Ownership isn’t about ego. It’s about operational safety.
The Rebuild: From Disruption to Empowerment
So yes, the website going dark was inconvenient. And disruptive. And annoying.
But it also brought clarity.
We’re rebuilding — this time with structure and shared access. We’re reclaiming accounts and documenting everything. We’re consolidating assets under the business, where they always should have been. And we’re making sure no partner or platform ever becomes the sole keeper of the keys.
The real upgrade isn’t a new website. It’s sovereignty.
Razzle-dazzle is cute. Ownership is freedom.
What Every Small Business Should Protect
Here’s how to avoid finding yourself in the dark:
1. Own your domain
Always keep your registrar login.
2. Own your hosting
Even if your agency manages it, the account should be yours.

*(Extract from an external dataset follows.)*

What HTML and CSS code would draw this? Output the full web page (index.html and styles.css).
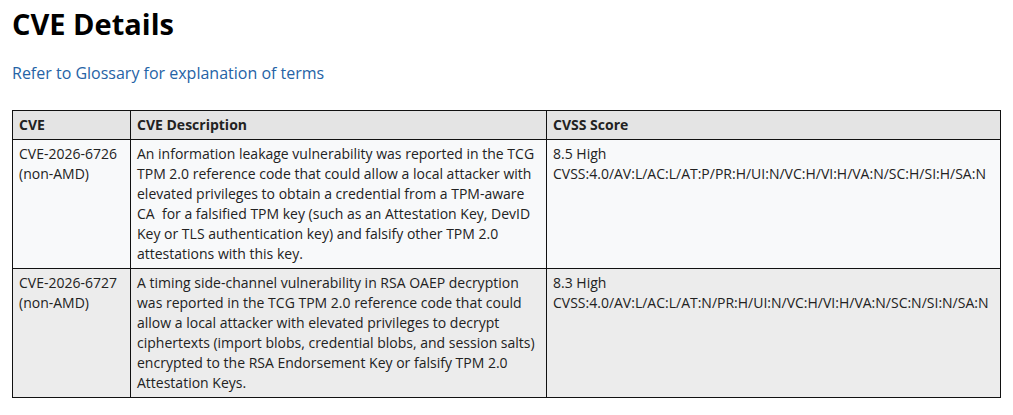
FILE: index.html
```html
<!DOCTYPE html>
<html>
<head>
<meta charset="utf-8">
<link rel="stylesheet" href="styles.css">
</head>
<body>
<h1 class="title">CVE Details</h1>
<p class="intro"><a class="link" href="#">Refer to Glossary for explanation of terms</a></p>
<table class="cve-table">
  <thead>
    <tr>
      <th class="col-cve">CVE</th>
      <th class="col-desc">CVE Description</th>
      <th class="col-score">CVSS Score</th>
    </tr>
  </thead>
  <tbody>
    <tr class="row-odd">
      <td>CVE-2026-6726<br>(non-AMD)</td>
      <td>An information leakage vulnerability was reported in the TCG TPM 2.0 reference code that could allow a local attacker with elevated privileges to obtain a credential from a TPM-aware CA&nbsp; for a falsified TPM key (such as an Attestation Key, DevID Key or TLS authentication key) and falsify other TPM 2.0 attestations with this key.</td>
      <td>8.5 High<br>CVSS:4.0/AV:L/AC:L/AT:P/PR:H/UI:N/VC:H/VI:H/VA:N/SC:H/SI:H/SA:N</td>
    </tr>
    <tr class="row-even">
      <td>CVE-2026-6727<br>(non-AMD)</td>
      <td>A timing side-channel vulnerability in RSA OAEP decryption was reported in the TCG TPM 2.0 reference code that could allow a local attacker with elevated privileges to decrypt ciphertexts (import blobs, credential blobs, and session salts) encrypted to the RSA Endorsement Key or falsify TPM 2.0 Attestation Keys.</td>
      <td>8.3 High<br>CVSS:4.0/AV:L/AC:L/AT:N/PR:H/UI:N/VC:H/VI:H/VA:N/SC:N/SI:N/SA:N</td>
    </tr>
  </tbody>
</table>
</body>
</html>
```
FILE: styles.css
```css
body {
  margin: 0;
  padding: 0 12px;
  font-family: "Open Sans", "Liberation Sans", sans-serif;
  color: #222;
  background: #fff;
}
.title {
  margin: 0;
  padding-top: 4px;
  font-size: 29px;
  line-height: 40px;
  font-weight: 700;
  color: #000;
}
.intro {
  margin: 17px 0 0 0;
  font-size: 16px;
  line-height: 24px;
}
.link {
  color: #2563a6;
  text-decoration: none;
}
.cve-table {
  margin-top: 25px;
  width: 989px;
  border-collapse: collapse;
  border: 1px solid #111;
  font-size: 14px;
  line-height: 20px;
}
.cve-table th,
.cve-table td {
  border: 1px solid #111;
  text-align: left;
  vertical-align: top;
  padding: 4px 5px 4px 6px;
}
.cve-table th {
  background: #e4e4e4;
  font-weight: 700;
}
.col-cve { width: 106px; }
.col-desc { width: 404px; }
.row-odd td { background: #f8f9fa; }
.row-even td { background: #ececec; }
```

3. Own your Google ecosystem
Analytics, Search Console, Google Business, Google Voice — all under your Workspace.
4. Own your social media pages
Document admins. Use shared emails. Protect access through transitions.
5. Own your advertising platforms
Meta Ads, Google Ads, LinkedIn Ads — these should never live under a vendor’s account.
6. Request quarterly backups
A ZIP file and a database export can save months of work.
7. Expect a real off-boarding process
No client should be left without access to their own assets.
8. Remember: delegation ≠ surrender
You can outsource execution. You should never outsource ownership.
A Final Thought
When a website goes down or a social page becomes inaccessible, it feels like everything is unraveling. But sometimes the unraveling is the invitation.
To rebuild smarter. To rebuild clearer. To rebuild in a way that protects the business you’re growing.
Digital ownership isn’t about being controlling. It’s about being prepared. It’s about honoring your work. It’s about building systems that sustain you — not systems you must submit to.
Because at the end of the day, your digital presence is part of your foundation. And every business deserves a foundation it fully owns.